鉄道交通ネットワークが拡大しつつある現代でも、常に車の需要は一定数ある訳です。

特に人の移動や物流の活性化により、駐車料金も上昇傾向となっています。

例えば、東京の渋谷・新宿区辺りでも月額5万円・6万円あるいはそれ以上、さらに都心に近づけば10万円以上となっているケースも珍しくありません。駐車場も土地のオーナーからすれば、固定資産税や都市計画税、さらに立体駐車場の場合には電気代も含めた維持コストの上昇により、駐車料金の上乗せに転嫁せざるを得ない状況となる訳です。

空き家900万戸超でも賃料が上がる物件の条件とは?需要と供給の関係を解説

現在日本には空き家住宅が900万戸を超え、住宅は供給過剰状態となっています。

その中でも、立地や建物のクオリティ、交通の利便性などの影響で家賃が上がる物件もあれば、逆に人口減で需要不足に陥り家賃が上がるどころか、借り手がいない状態が続く、ただ固定資産税・都市計画税・管理費だけが出ていくマイナスの資産運用をしている方も実は世の中に多くいらっしゃいます。

賃料相場は需要と供給の関係で決まりますので、そこに住みたい人が多く出現すれば家賃は上がりやすい状況になる訳です。筆者も驚きましたが渋谷駅近くにはわずか9㎡のワンルームマンションの家賃が7万円もするそうです。これはまさに通勤時間も含めた「時間に価値を置いた」住まいの選択と言えるのではないでしょうか。

また、東京都心のタワーマンションなどでは3LDKで70万円だった家賃が一気に10%以上に改定される例も多いと聞きます。
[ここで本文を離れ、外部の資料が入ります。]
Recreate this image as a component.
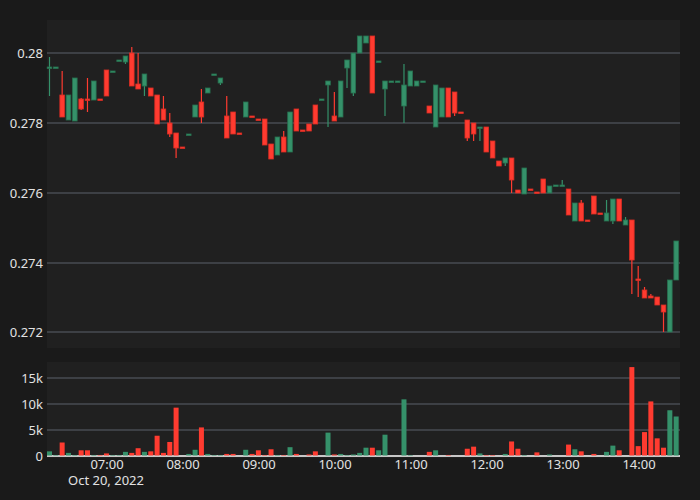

直近の例では、大阪の都心のタワーマンションなどでも大阪万博・再開発などの影響もありその上げ幅は拡大しています。

但し、これからもずっと賃料が上がり続けるかと言うと、そこには疑問符が付きます。

あくまでもそのマーケットの中における動きですので、同じ都心エリアの中でも法人需要が高いエリアとそうでないエリア、再開発があるエリアとないエリアなどによって優勝劣敗がより鮮明化していくでしょう。

人手不足時代の社宅ニーズと法人賃貸需要の高まり、賃料上昇の背景を解説

現在は多くの企業で人手不足が顕在化しています。2026年の新卒採用の内定率も 3月1日の企業説明会解禁の前に既に50%に迫っており、若手人材の取り合いとなっている様相です。つまり、優秀な人材と確保するためには福利厚生施設としての社宅の整備がとても大切になります。

昔は、企業が一棟丸ごとの社宅を作りそこに同じ屋根の下で先輩後輩が暮らすという構図が主流でしたが、近年では自分のプライベートな時間を大切にしたいという従業員の要望のもと、利便性の高い快適な暮らしができる区分ワンルームマンションの法人賃貸需要がさらに高まりつつあります。

ここでポイントですが、法人賃貸の場合には社宅費などを財務上、経費として落とせますので、多少の賃料上昇は受け入れる体制が高まっています。

東京は転入超過人口も約7万9千人と全国有数の人口増加都市ですので、今後も賃料は、エリアによって上昇幅の差異はありますが、上がっていく可能性が高いと見ています。

このように現在の日本においては、キャベツやお米などの食材はもとより、多くの耐久消費財・サービス料金が上昇しています。その中で今回述べたように多くの分野において賃料が上昇傾向となる訳です。

但し、先ほど述べましたがキャベツやお米はほぼ全国一律で上昇しますが、賃料においてはエリアや物件など様々な個別要因によって大きな差異が生じる訳です。つまり本物は上がり、そうでないものは下がるという事です。

これから不動産投資をする方は、量にこだわるのではなく、長期に渡って賃貸需要がある所に目を向ける事が大切であると考えます。